Research Directions in Computer Engineering

Herbert Freeman,

Rensselaer Polytechnic Institute

A National Science Foundation workshop held in Washington, D.C., November 15-16, 1981, brought together a group of leading engineers in computer technology (see box at right). Participants represented a cross section of industry and academia and came from organizations that are well distributed geographically throughout the United States.

To define the research directions for computer engineering, the group had to cope first with such issues as what computer engineering really encompassed, where it fit in modern industrial society, and what its goals should be. While participants did not believe that a clearly defined set of recommended research directions would emerge from the deliberations, they hoped that results would further understanding and progress in computer engineering and would be of benefit to research planners in industrial, academic, and governmental communities.
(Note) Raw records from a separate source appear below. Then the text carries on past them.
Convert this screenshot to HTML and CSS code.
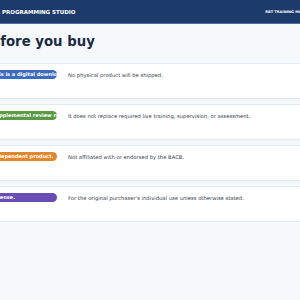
FILE: index.html
```html
<!DOCTYPE html>
<html lang="en">
<head>
  <meta charset="UTF-8">
  <title>Before you buy</title>
  <meta name="viewport" content="width=device-width, initial-scale=1">
  <link rel="stylesheet" href="styles.css">
</head>
<body>
  <header class="topbar">
    <div class="brand">ABA PROGRAMMING STUDIO</div>
    <div class="tag">RBT TRAINING MATERIALS</div>
  </header>

  <main class="wrap">
    <h1>Before you buy</h1>

    <div class="notes">
      <div class="note">
        <span class="pill blue">This is a digital download.</span>
        <p>No physical product will be shipped.</p>
      </div>
      <div class="note">
        <span class="pill green">Supplemental review resource.</span>
        <p>It does not replace required live training, supervision, or assessment.</p>
      </div>
      <div class="note">
        <span class="pill orange">Independent product.</span>
        <p>Not affiliated with or endorsed by the BACB.</p>
      </div>
      <div class="note">
        <span class="pill purple">License.</span>
        <p>For the original purchaser's individual use unless otherwise stated.</p>
      </div>
    </div>
  </main>
</body>
</html>
```

FILE: styles.css
```css
:root {
  --navy: #1d3a6c;
  --ink: #1c2b44;
  --text: #333b4a;
  --bg: #f5f9fc;
  --line: #e3e9f1;
}

body {
  margin: 0;
  background: var(--bg);
  font-family: "DejaVu Sans", Verdana, sans-serif;
  overflow: hidden;
}

.topbar {
  display: flex;
  align-items: center;
  height: 23px;
  background: var(--navy);
  border-bottom: 1px solid #4a6da3;
  color: #fff;
  white-space: nowrap;
}

.brand {
  margin-left: -12.6px;
  font-size: 5.5px;
  font-weight: bold;
}

.tag {
  margin-left: auto;
  margin-right: -18px;
  font-size: 3.6px;
  font-weight: bold;
}

.wrap {
  margin: 0 -20px;
}

h1 {
  margin: 10px 0 12.6px;
  padding-left: 1px;
  font-size: 13.3px;
  line-height: 16px;
  color: var(--ink);
}

.notes {
  display: flex;
  flex-direction: column;
  gap: 5px;
}

.note {
  display: flex;
  align-items: flex-start;
  gap: 11px;
  padding: 6px 0 18px 7px;
  background: #fff;
  border: 1px solid var(--line);
  box-shadow: 0 1px 2px rgba(28, 43, 68, 0.04);
}

.pill {
  flex: none;
  width: 69px;
  box-sizing: border-box;
  padding: 0 4px;
  border-radius: 5px;
  overflow: hidden;
  white-space: nowrap;
  color: #fff;
  font-size: 5px;
  font-weight: bold;
  line-height: 9px;
}

.blue { background: #3b6cc0; }
.green { background: #5a9a45; }
.orange { background: #e2852b; }
.purple { background: #6a4cb5; }

.note p {
  margin: 0;
  font-size: 5.25px;
  line-height: 10px;
  color: var(--text);
}
```
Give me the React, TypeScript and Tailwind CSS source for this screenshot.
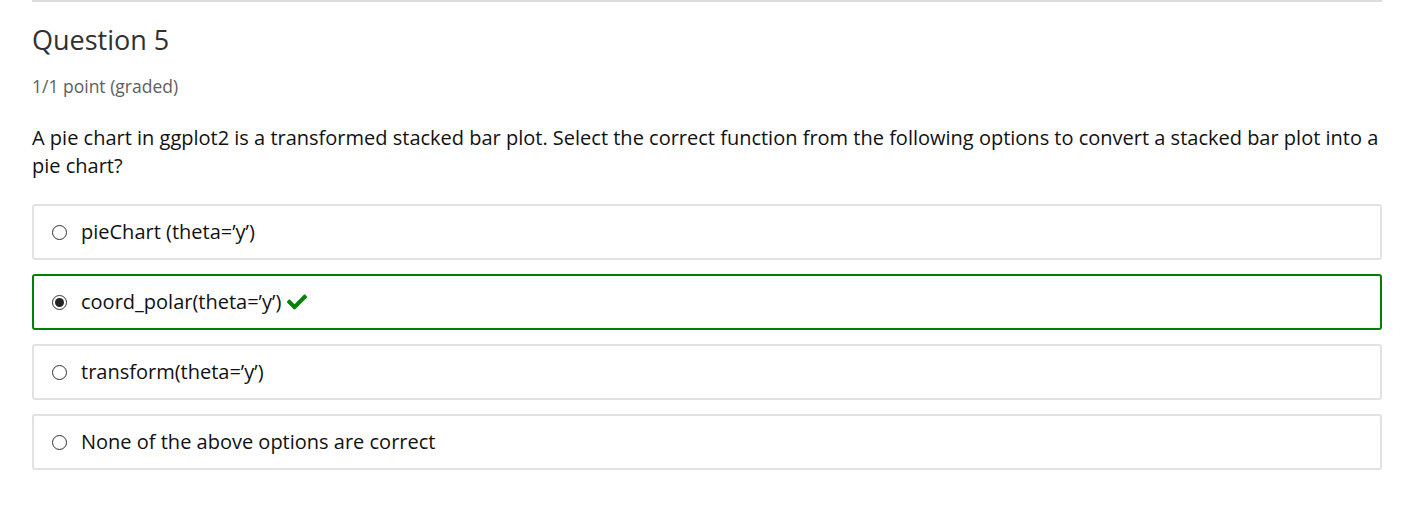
import React from 'react';

const options = [
    { id: 'a', label: 'pieChart (theta=’y’)', selected: false },
    { id: 'b', label: 'coord_polar(theta=’y’)', selected: true },
    { id: 'c', label: 'transform(theta=’y’)', selected: false },
    { id: 'd', label: 'None of the above options are correct', selected: false },
];

// font-awesome style check
const Check = () => (
    <svg width="20" height="20" viewBox="0 0 512 512" className="ml-[6px]">
        <path
            fill="#008100"
            d="M173.898 439.404l-166.4-166.4c-9.997-9.997-9.997-26.206 0-36.204l36.203-36.204c9.997-9.998 26.207-9.998 36.204 0L192 312.69 432.095 72.596c9.997-9.997 26.207-9.997 36.204 0l36.203 36.204c9.997 9.997 9.997 26.206 0 36.204l-294.4 294.401c-9.998 9.997-26.207 9.997-36.204-.001z"
        />
    </svg>
);

const Radio = ({ checked }: { checked: boolean }) => (
    <span className="w-[15px] h-[15px] rounded-full border border-[#333] bg-white flex items-center justify-center shrink-0">
        {checked && <span className="w-[9px] h-[9px] rounded-full bg-[#222]"></span>}
    </span>
);

export default function App() {
    return (
        <div className="w-[1410px] h-[508px] bg-white px-[32px] text-[#313131]" style={{ fontFamily: '"Open Sans", sans-serif' }}>
            <div className="w-[1350px] border-t-2 border-[#dddddd]"></div>
            <h3 className="text-[27px] leading-[36px] mt-[20px] text-[#313131]">Question 5</h3>
            <div className="text-[17.5px] leading-[24px] mt-[16px] text-[#5e5e5e]">1/1 point (graded)</div>
            <p className="text-[20px] leading-[28px] mt-[26px] w-[1350px] text-[#111]">
                A pie chart in ggplot2 is a transformed stacked bar plot. Select the correct function from the following options to convert a stacked bar plot into a pie chart?
            </p>
            <div className="flex flex-col gap-[14px] mt-[24px] w-[1350px]">
                {options.map((o) => (
                    <label
                        key={o.id}
                        className={`h-[56px] rounded-[3px] border-2 flex items-center pl-[18px] ${o.selected ? 'border-[#008100]' : 'border-[#e2e2e2]'}`}
                    >
                        <Radio checked={o.selected} />
                        <span className="ml-[14px] text-[20px] text-[#111]">{o.label}</span>
                        {o.selected && <Check />}
                    </label>
                ))}
            </div>
        </div>
    );
}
The National Science Foundation, a major funding source for university research in computer technology, as well as several of the research-sponsoring agencies of the Department of Defense, sent observers to the workshop's closing session.

What is computer engineering?

Computer technology is still remarkably young and because of the enormous pace at which it is developing, computer engineering has never been clearly defined. Modern computers date back only to the late 1940's. The computer's early development came about primarily through the pooling of efforts of two groups: applied mathematicians with a desire to use machinery to reduce the tedium of scientific computations and electrical engineers in command of a technology that permitted the construction of such machinery. The collaboration of these groups was the primary influence on computer development from the late forties to the early sixties. Throughout that period, the designers and builders of computers were predominantly electrical engineers, and the users tended to be predominantly applied mathematicians (in addition to those in the rapidly expanding business data processing community). This dichotomy in personnel was also present in the organizations that sprung up to cater to the needs of the computer professionals, with the IEEE Computer Society (under its original name, the IRE Professional Group on Electronic Computers) primarily serving the engineering segment and the Associatiron for Computing Machinery looking primarily after the applied-mathematician- user segment.

The workshop...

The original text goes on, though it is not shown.